Tokoh adat Robot Nurlatu menegaskan bahwa pihaknya tidak menolak program pemerintah, namun menolak koperasi yang masuk tanpa jalur adat.

Pintu kami selalu terbuka. Tapi kenapa masuk lewat jendela? Kalau masuk tanpa izin, itu pencuri,” tegas Robot.

Ia bahkan menegaskan bahwa kompensasi yang tidak berpihak pada masyarakat adat tidak akan diterima.

Kalau miliaran kami tidak mau. Itu tidak cukup untuk masyarakat. Kalau triliunan, baru bisa dibicarakan. Ini hak masyarakat adat,” ujarnya.

Perwakilan anak adat, Ibi, menegaskan bahwa langkah sasi ini bukan penolakan terhadap investasi, melainkan upaya melindungi hak adat sesuai undang-undang.

Jangan ada pihak yang mengatakan rakyat adat menolak pemerintah.
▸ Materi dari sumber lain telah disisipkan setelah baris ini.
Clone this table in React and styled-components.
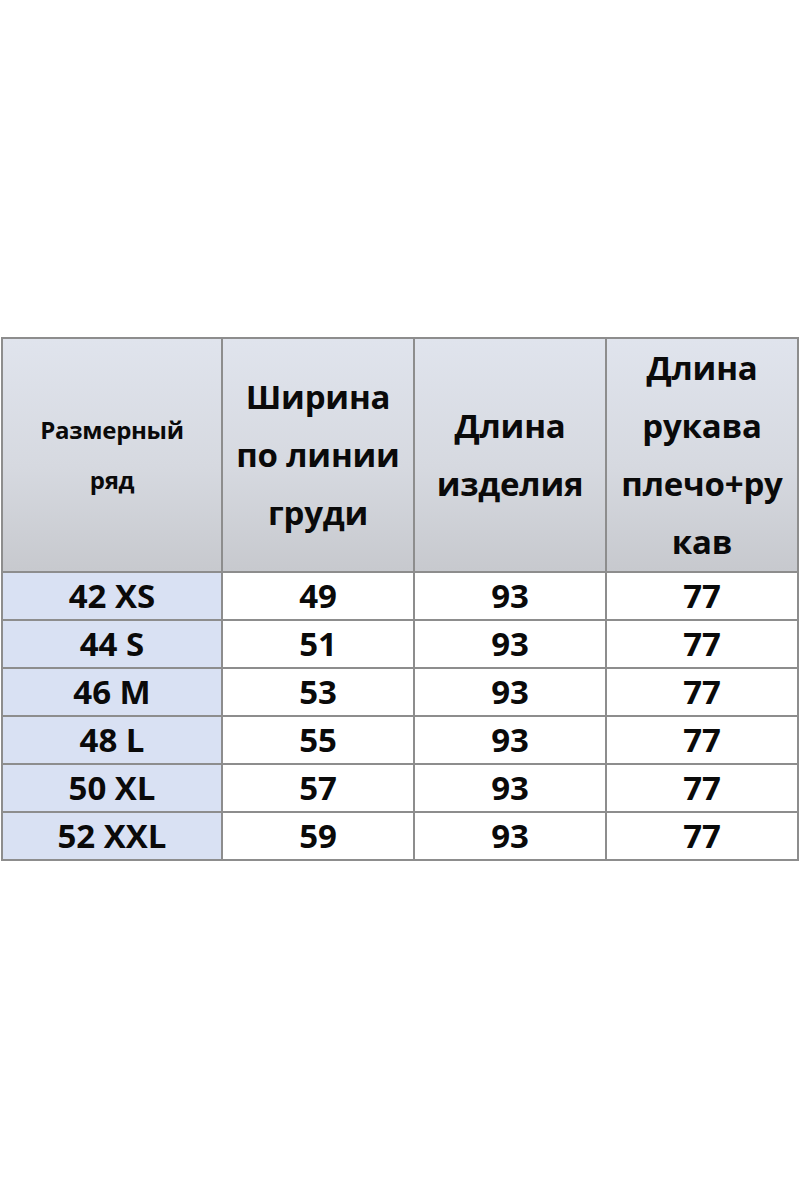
import React from 'react';
import styled, { createGlobalStyle } from 'styled-components';

const GlobalStyle = createGlobalStyle`
  html, body {
    margin: 0;
    padding: 0;
    background: #ffffff;
  }
  body {
    font-family: 'Open Sans', 'Noto Sans', 'DejaVu Sans', sans-serif;
    color: #0a0a0a;
  }
`;

const Page = styled.div`
  width: 800px;
  height: 1200px;
  padding-top: 337px;
  box-sizing: border-box;
  background: #ffffff;
`;

const Table = styled.table`
  margin-left: 1px;
  width: 796px;
  border-collapse: collapse;
  table-layout: fixed;
`;

const Col = styled.col`
  width: ${({ w }) => w}px;
`;

const HeadCell = styled.th`
  height: 231px;
  padding: 0;
  border: 2px solid #8d8d8d;
  background: linear-gradient(180deg, #e0e4ed 0%, #d6d9e0 55%, #c7c9ce 100%);
  text-align: center;
  vertical-align: middle;
  font-weight: 700;
  font-size: ${({ small }) => (small ? '24px' : '33px')};
  line-height: ${({ small }) => (small ? '50px' : '58px')};
  letter-spacing: ${({ small }) => (small ? '-0.3px' : '-0.2px')};
`;

const Cell = styled.td`
  height: 46px;
  padding: 0;
  border: 2px solid #8d8d8d;
  background: ${({ accent }) => (accent ? '#d9e1f3' : '#ffffff')};
  text-align: center;
  vertical-align: middle;
  font-weight: 700;
  font-size: 33px;
  line-height: 44px;
`;

const headers = [
  { lines: ['Размерный', 'ряд'], small: true },
  { lines: ['Ширина', 'по линии', 'груди'] },
  { lines: ['Длина', 'изделия'] },
  { lines: ['Длина', 'рукава', 'плечо+ру', 'кав'] },
];

const widths = [220, 192, 192, 192];

const rows = [
  ['42 XS', 49, 93, 77],
  ['44 S', 51, 93, 77],
  ['46 M', 53, 93, 77],
  ['48 L', 55, 93, 77],
  ['50 XL', 57, 93, 77],
  ['52 XXL', 59, 93, 77],
];

const App = () => (
  <Page>
    <GlobalStyle />
    <Table>
      <colgroup>
        {widths.map((w, i) => (
          <Col key={i} w={w} />
        ))}
      </colgroup>
      <thead>
        <tr>
          {headers.map((h, i) => (
            <HeadCell key={i} small={h.small}>
              {h.lines.map((l, j) => (
                <React.Fragment key={j}>
                  {j > 0 && <br />}
                  {l}
                </React.Fragment>
              ))}
            </HeadCell>
          ))}
        </tr>
      </thead>
      <tbody>
        {rows.map((r) => (
          <tr key={r[0]}>
            {r.map((v, i) => (
              <Cell key={i} accent={i === 0}>
                {v}
              </Cell>
            ))}
          </tr>
        ))}
      </tbody>
    </Table>
  </Page>
);

export default App;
Itu salah. Kami mendukung pemerintah, TNI-Polri, dan investasi, selama lewat jalur adat,” tegasnya.

Ibi juga mengacu pada UUD 1945 Pasal 18B serta UU No. 4 Tahun 2009 tentang Pertambangan yang telah diubah menjadi UU No. 3 Tahun 2020, khususnya Pasal 135–136, yang mewajibkan penyelesaian hak adat sebelum aktivitas pertambangan dilakukan.

Selain aspek hukum, ia menyoroti pertimbangan kemanusiaan, mengingat umat Kristen akan menghadapi Natal dan umat Muslim memasuki bulan Ramadan.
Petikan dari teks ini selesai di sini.